Psalms 44:26


King James Version (KJV)

Arise for our help, and redeem us for your mercies' sake.

American King James Version (AKJV)

Arise for our help, and redeem us for your mercies' sake.

American Standard Version (ASV)

Rise up for our help, And redeem us for thy lovingkindness'sake.

Basic English Translation (BBE)

Up! and come to our help, and give us salvation because of your mercy.

Webster's Revision

Arise for our help, and redeem us for thy mercies' sake.

World English Bible

Rise up to help us. Redeem us for your loving kindness' sake. For the Chief Musician. Set to "The Lilies." A contemplation by the sons of Korah. A wedding song.

English Revised Version (ERV)

Rise up for our help, and redeem us for thy lovingkindness' sake.

Clarke's Psalms 44:26 Bible Commentary

Arise for our help - Show forth thy power in delivering us from the hands of our enemies.

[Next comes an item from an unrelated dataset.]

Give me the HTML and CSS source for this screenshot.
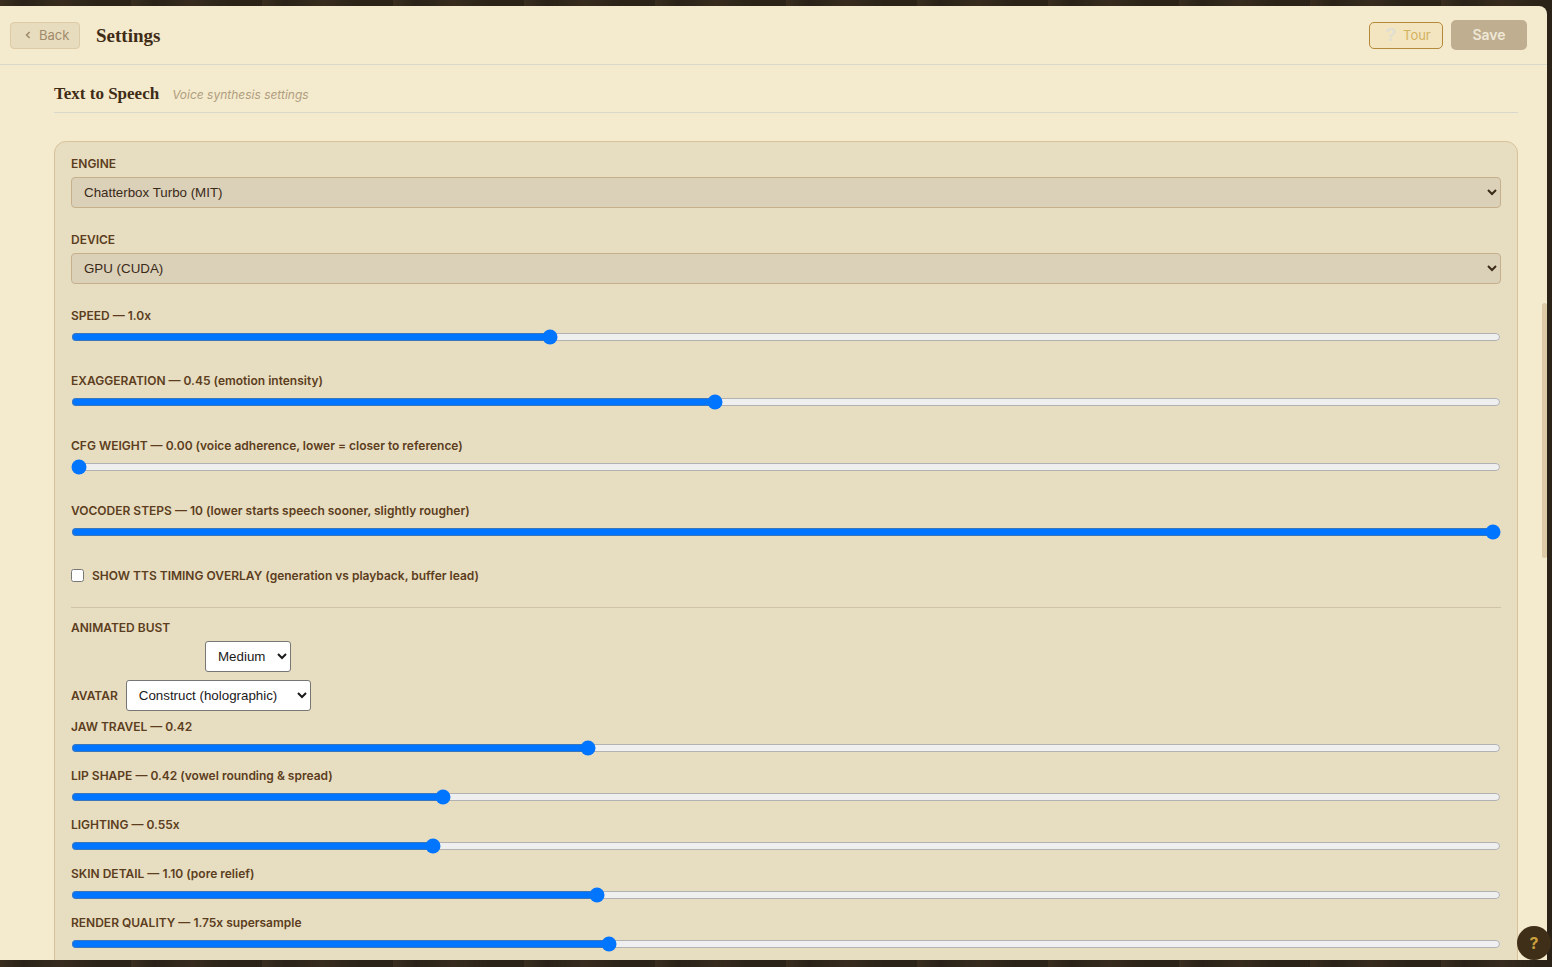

Redeem us - Ransom us from our thraldom.

For thy mercies' sake - למען חסדך lemaan chasdecha, On account of thy mercy. That we may have that proper view of thy mercy which we should have, and that we may magnify it as we ought to do, redeem us. The Vulgate has, Redime nos, propter nomen tuum, "Redeem us on account of thy name;" which the old Psalter thus paraphrases: "Help us in ryghtwysness, and by us (buy), that es, delyver us, that we be withouten drede; and al this for thi name Jehsu; noght for oure merite."

Barnes's Psalms 44:26 Bible Commentary

Arise for our help - Margin, as in Hebrew, "a help for us." That is, Deliver us from our present calamities and troubles.

And redeem us - Save us; deliver us. See Psalm 25:22, note; Psalm 31:5, note; Isaiah 1:27, note; Isaiah 52:3, note.

For thy mercies' sake - On account of thy mercies. That is, in order that thy mercy may be manifested; or that thy character, as a God of mercy, may be made known. It was not primarily or mainly on their own account that the psalmist urges this prayer; it was that the character of God might be made known, or that it might be seen that he was a merciful Being. The proper manifestation of the divine character, as showing what God is, is in itself of more importance than our personal salvation - for the welfare of the universe depends on that; and the highest ground of appeal and of hope which we can have, as sinners, when we come before him, is that he would glorify himself in his mercy. To that we may appeal, and on that we may rely. When that is urged as an argument for our salvation, and when that is the sole ground of our confidence, we may be assured that he is ready to hear and to save us. In the New Testament he has told us how that mercy has been manifested, and how it may be made available to us - to wit, through the Lord Jesus, the great Mediator; and hence, we are directed to come in his name, and to make mention of what he has done and suffered in order that the divine mercy may be consistently manifested to mankind. From the beginning of the world - from the time when man apostatized from God, - through all dispensations, and in all ages and lands, the only hope of men for salvation has been the fact that God is a merciful Being; the true ground of successful appeal to him has been, is, and ever will be, that his own name might be glorified and honored in the salvation of lost and ruined sinners - in the displays of his mercy.